Monday, July 20, 2009

Courage, audacity, and leadership apparently in short supply


Our legislators are describing the proposed healthcare reform as "keeping what works and fixing what doesn't work." I'm concerned that they are taking a simplistic view. Our healthcare system is such a complex, tangled, and flawed conglomerate of silos, it needs to be scrapped, including Medicare and Medicaid.

The existing healthcare system does not work precisely because it is a system of silos. Silos foster self-absorption, disparate goals, redundancy, and poor communication. Cobbling together existing silos with bandaids is doomed to cost a lot more than supporters of the current proposal anticipate, and will not solve the underlying problems.

I'm pragmatic enough to realize that scrapping and building from scratch may be an impossible task for our lobbyist-run government, but now is likely the only time we have a chance to "do the thing right." We need to build an efficient new integrated system managed by a private non-profit entity. We have experts in this country who can accomplish this—just look for proteges of Dr. W. Edwards Deming (http://deming.org/).

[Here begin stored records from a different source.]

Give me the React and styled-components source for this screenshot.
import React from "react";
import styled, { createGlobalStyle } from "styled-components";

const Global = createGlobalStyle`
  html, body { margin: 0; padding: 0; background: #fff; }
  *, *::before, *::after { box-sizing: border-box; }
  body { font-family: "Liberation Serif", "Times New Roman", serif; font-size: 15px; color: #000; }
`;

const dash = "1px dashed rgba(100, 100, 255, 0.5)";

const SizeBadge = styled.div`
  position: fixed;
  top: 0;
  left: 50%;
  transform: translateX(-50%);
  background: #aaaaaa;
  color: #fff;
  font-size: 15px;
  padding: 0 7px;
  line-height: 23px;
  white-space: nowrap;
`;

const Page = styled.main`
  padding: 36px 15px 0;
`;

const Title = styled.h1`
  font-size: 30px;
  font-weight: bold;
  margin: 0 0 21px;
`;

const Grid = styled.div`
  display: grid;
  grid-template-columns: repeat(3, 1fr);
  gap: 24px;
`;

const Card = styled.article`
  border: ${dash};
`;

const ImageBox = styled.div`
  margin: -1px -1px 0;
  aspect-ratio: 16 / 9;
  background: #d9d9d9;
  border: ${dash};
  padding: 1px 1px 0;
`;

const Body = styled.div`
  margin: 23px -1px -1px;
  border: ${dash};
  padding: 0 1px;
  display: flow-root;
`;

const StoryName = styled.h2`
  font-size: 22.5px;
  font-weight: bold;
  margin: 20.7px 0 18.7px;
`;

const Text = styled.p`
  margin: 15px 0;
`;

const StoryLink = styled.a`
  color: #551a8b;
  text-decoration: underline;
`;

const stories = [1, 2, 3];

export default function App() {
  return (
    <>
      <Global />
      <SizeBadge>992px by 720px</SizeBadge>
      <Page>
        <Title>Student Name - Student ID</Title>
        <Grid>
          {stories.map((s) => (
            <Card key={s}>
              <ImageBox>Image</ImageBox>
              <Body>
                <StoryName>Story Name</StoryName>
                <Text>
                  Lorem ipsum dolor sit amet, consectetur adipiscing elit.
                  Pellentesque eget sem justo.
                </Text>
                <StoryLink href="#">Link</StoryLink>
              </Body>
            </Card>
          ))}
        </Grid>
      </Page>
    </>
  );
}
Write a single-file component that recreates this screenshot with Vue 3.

To President Obama and the Democrats in the Senate and House: You've got the majority, why not use it maximally? However this turns out, the Democrats will be blamed, so show some courage, audacity, and leadership—go for the best possible solution. Short of that, go for a solution that provides a clear path to an efficient integrated system in five years. On the off chance that you think the current reform proposal provides a clear path to an efficient integrated system . . . think again.